The Guide to Reproducible Code in Ecology and Evolution published by the British Ecological Society (BES) states:

The fundamental idea behind a robust, reproducible analysis is a clean, repeatable script-based workflow (i.e. the sequence of tasks from the start to the end of a project) that links raw data through to clean data and to final analysis outputs. Most analyses will be re-run many times before they are finished (and perhaps a number of times more throughout the review process), so the smoother and more automated the workflow, the easier, faster and more robust the process of repeating it will be.

A project often consists of a multitude of files; from input data, documentation and scripts to output files, tables, figures and reports. It is thus best to think about a good file system organisation, and informative, consistent naming of materials associated with your analysis, before you start any project. The BES guide lists a few principles of a good analysis workflow:

  • Start your analysis from copies of your raw data.
  • Any cleaning, merging, transforming, etc. of data should be done in scripts, not manually
  • Split your workflow (scripts) into logical thematic units. For example, you might separate your code into scripts that (i) load, merge and clean data, (ii) analyse data, and (iii) produce outputs like figures and tables.
  • Eliminate code duplication by packaging up useful code into custom functions. Make sure to comment your functions thoroughly, explaining their expected inputs and outputs, and what they are doing and why.
  • Document your code and data as comments in your scripts or by producing separate documentation.
  • Any intermediary outputs generated by your workflow should be kept separate from raw data

It is best to keep all files associated with a particular project in a single root directory: thus one folder for one project!
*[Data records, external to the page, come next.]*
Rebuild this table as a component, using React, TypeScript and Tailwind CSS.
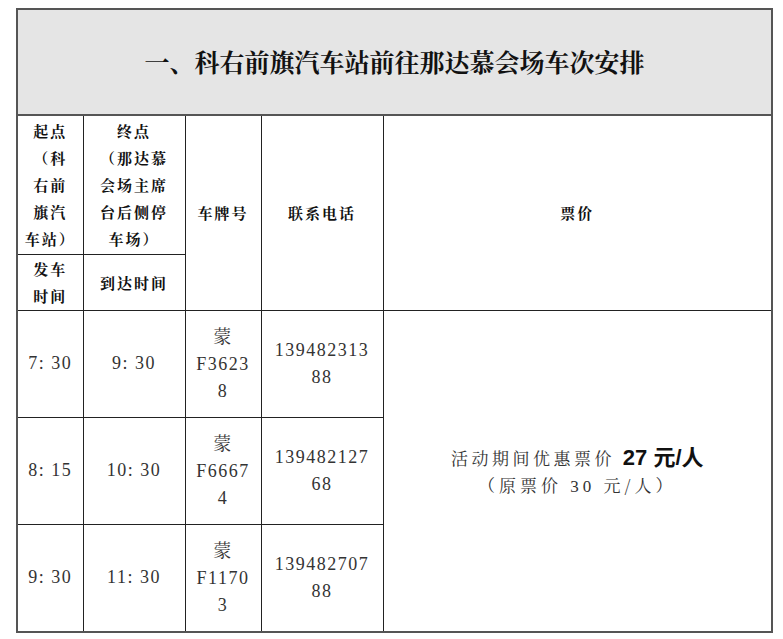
const serif = "font-['Liberation_Serif','Noto_Serif_CJK_SC','Noto_Sans_CJK_SC',serif]";
const cjk = "font-['Noto_Serif_CJK_SC','Noto_Sans_CJK_SC',sans-serif]";

type Trip = {
  depart: string;
  arrive: string;
  plate: [string, string];
  phone: [string, string];
};

const trips: Trip[] = [
  { depart: "7: 30", arrive: "9: 30", plate: ["F3623", "8"], phone: ["139482313", "88"] },
  { depart: "8: 15", arrive: "10: 30", plate: ["F6667", "4"], phone: ["139482127", "68"] },
  { depart: "9: 30", arrive: "11: 30", plate: ["F1170", "3"], phone: ["139482707", "88"] },
];

const cell = "border border-[#222] text-center align-middle p-0";
const head = `${cell} ${cjk} font-bold text-[15px] leading-[27px] tracking-[2px] text-[#111]`;
const data = `${cell} ${serif} text-[18px] leading-[27px] tracking-[1.5px] text-[#333]`;

export default function App() {
  return (
    <div className="min-h-[639px] w-[783px] bg-white pt-2 pl-4">
      <table className="table-fixed border-collapse border-2 border-[#555]">
        <colgroup>
          <col className="w-[66px]" />
          <col className="w-[102px]" />
          <col className="w-[76px]" />
          <col className="w-[122px]" />
          <col className="w-[389px]" />
        </colgroup>
        <tbody>
          <tr className="h-[106px]">
            <td
              colSpan={5}
              className={`border-2 border-[#555] bg-[#e5e5e5] text-center align-middle ${cjk} text-[25px] font-bold text-[#111]`}
            >
              一、科右前旗汽车站前往那达慕会场车次安排
            </td>
          </tr>
          <tr className="h-[139px]">
            <td className={head}>
              起点
              <br />
              （科
              <br />
              右前
              <br />
              旗汽
              <br />
              车站）
            </td>
            <td className={head}>
              终点
              <br />
              （那达慕
              <br />
              会场主席
              <br />
              台后侧停
              <br />
              车场）
            </td>
            <td rowSpan={2} className={head}>
              车牌号
            </td>
            <td rowSpan={2} className={head}>
              联系电话
            </td>
            <td rowSpan={2} className={head}>
              票价
            </td>
          </tr>
          <tr className="h-[56px]">
            <td className={head}>
              发车
              <br />
              时间
            </td>
            <td className={head}>到达时间</td>
          </tr>
          {trips.map((t, i) => (
            <tr key={t.depart} className={i === 2 ? "h-[108px]" : "h-[107px]"}>
              <td className={data}>{t.depart}</td>
              <td className={data}>{t.arrive}</td>
              <td className={data}>
                <span className={cjk}>蒙</span>
                <br />
                {t.plate[0]}
                <br />
                {t.plate[1]}
              </td>
              <td className={data}>
                {t.phone[0]}
                <br />
                {t.phone[1]}
              </td>
              {i === 0 && (
                <td rowSpan={3} className={`${cell} border-r-2 border-r-[#555] border-b-2 border-b-[#555] text-[#333]`}>
                  <div className="flex flex-col items-center pt-[2px]">
                    <div className={`${cjk} text-[17px] leading-[27px] tracking-[3.5px]`}>
                      活动期间优惠票价{" "}
                      <span className="font-['Liberation_Sans','Noto_Sans_CJK_SC',sans-serif] text-[22px] font-bold tracking-normal text-[#111]">
                        27 元/人
                      </span>
                    </div>
                    <div className={`${cjk} text-[17px] leading-[27px] tracking-[4px]`}>
                      （原票价 <span className={serif}>30</span> 元/人）
                    </div>
                  </div>
                </td>
              )}
            </tr>
          ))}
        </tbody>
      </table>
    </div>
  );
}
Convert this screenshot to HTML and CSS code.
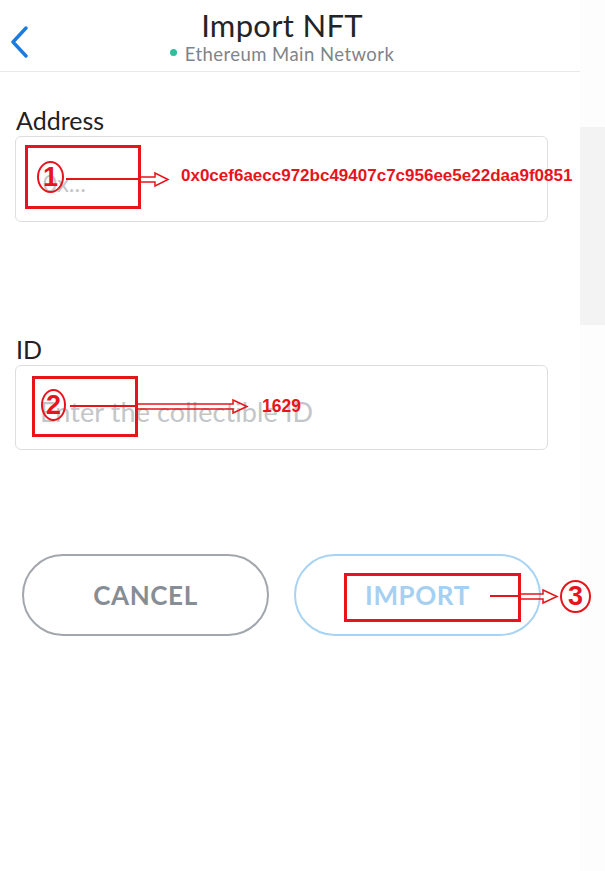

Rstudio’s “R projects” offer a great way to keep everything together in a self-contained and portable (i.e., so they can be moved from computer to computer) manner, allowing internal pathways to data and other scripts to remain valid even when shared or moved. There is no single best way to organise a file system. The key is to make sure that the structure of directories and location of files are consistent, informative and works for you. The BES gives a good example of a basic project directory structure:

In this project directory structure:

  • The data folder contains all input data (and metadata) used in the analysis.
  • The doc folder contains the manuscript.
  • The figs directory contains figures generated by the analysis.
  • The output folder contains any type of intermediate or output files (e.g., simulation outputs, models, processed datasets, etc.). You might separate this and also have a cleaned-data folder.
  • The scripts directory contains R scripts with function definitions.
  • The reports folder contains files (e.g. RMarkdown) that document the analysis or report on results.
  • The scripts that actually do things are stored in the root directory, but if your project has many scripts, you might want to organise them in a directory of their own.

Never ever touch (edit) raw data! Store raw data separately and permanently in a (sub-)folder, e.g. in data/raw/. Process (e.g., clean, filter, select, change) the raw data using scripts, and optionally save processed data in a separate sub-folder, e.g. in data/processed/.

For more information on file management and related matters (e.g., on tips related to informative and consistent file naming), see the BES Guide to Reproducible Code in Ecology and Evolution.

13.2 RStudio projects

It is thus good keep all files (e.g. input data, scripts, analytical results, figures) in a project together in a structured way. This is such a wise and common practice that RStudio has built-in support for this via projects (see information here).

To make a project in RStudio, go to File > New Project and choose Existing Directory. Browse to the root of the new file directory structure that you just created and click Create Project. A new R session starts, and in the Files tab in the bottom-right panel, you’ll see that your files location is now actually in the just created project folder. Then, you can create a new R script using File > New File > R Script, or by clicking the New File icon directly below the File menu option, and select R Script.

When you have created your project, you only have to double-click (or via File > Open Project) on the generated .Rprj file to open the project in RStudio and continue working. When you click on the .Rproj file in the bottom-right Files panel, a pop-up will appear with the settings specific to the project. By default, RStudio’s global settings are inherited, but you could choose to change them for the specific project (or leave them at their defaults).

13.3 Working directory

An advantage of defining and using a R Project is that RStudio will automatically set the root folder of your project directory structure as the working directory. Thus, when you load (or save) files from (to) disk, you can quickly and conveniently use paths relative to this root folder, for example:

Where Example
in the working directory “observations.csv”
in a sub-folder “data/raw/observations.csv”

Note the convention of using forward slashes, unlike the Windows-specific convention of using backward slashes. This is to make references to files platform-independent.

You can get, and set, the working directory using the functions getwd() and setwd(), respectively.

Set the working directory for a project maximally once, and set it to the root directory of your project. Regularly changing the working directory (e.g., to load files) is bad practice.

If you have to set the working directory using the setwd() function, think carefully whether you do it in a script or directly in the console. Consider that other people with whom you might be collaborating do not have the same directory tree (path) as you, and nor will you in the future when you work on a different computer.

When manually setting the working directory, therefore do so by using the Session > Set Working Directory pull-down option, by typing the appropriate setwd() command in the console, or by running setwd() from a script.